The sector comprises four companies, three of which conclude their fiscal year in December: Saudi Telecom Company (STC), Mobily, and Zain Saudi Arabia. The fiscal year of Etihad Atheeb Telecommunications Company (GO) ends on March 31.

According to its financial results announced on Tadawul, Etihad Etisalat Company (Mobily) achieved a 33 percent growth rate of profits, bringing its profits to SAR 661 million by the end of the second quarter of 2024, compared to SAR 497 million during the same period in 2023. The company also achieved a 4.59 percent growth in revenues to reach SAR 4.47 billion, compared to SAR 4.27 billion in the same quarter of last year.

The Saudi Telecom Company achieved the highest net profits among the sector’s companies, at about SAR 3.304 billion in the second quarter of 2024, compared to SAR 3.008 billion in the same quarter of 2023. The company registered a growth of 4.52 percent in revenues.

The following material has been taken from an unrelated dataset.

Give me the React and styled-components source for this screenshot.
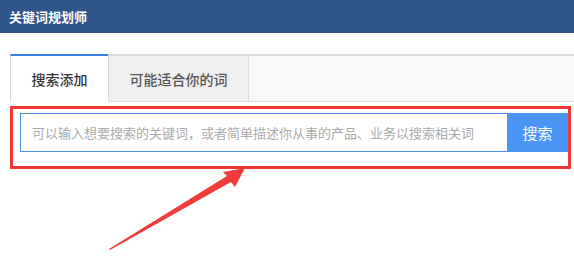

On the other hand, the revenues of the Saudi Mobile Telecommunications Company (Zain Saudi Arabia) increased by about 6.69 percent, as it recorded SAR 2.55 billion during the second quarter of 2024, compared to SAR 2.39 billion in the same period last year.

Commenting on the quarterly results of the sector’s companies, and the varying net profits, the head of asset management at Rassanah Capital, Thamer Al-Saeed, told Asharq Al-Awsat that the Saudi Telecom Company remains the sector leader in terms of customer base expansion.

He also noted the continued efforts of Mobily and Zain to offer many diverse products and other services.

Financial advisor at the Arab Trader Mohammed Al-Maymouni said the financial results of telecom sector companies have maintained a steady growth, up to 12 percent, adding that Mobily witnessed strong progress compared to the rest of the companies, despite the great competition which affected its revenues.

He added that Zain was moving at a good pace and its revenues have improved during the second quarter of 2024. However, its profits were affected by an increase in the financing cost by SAR 26.5 million riyals and a rise in interest, while net income declined significantly compared to the previous year, during which the company made exceptional returns.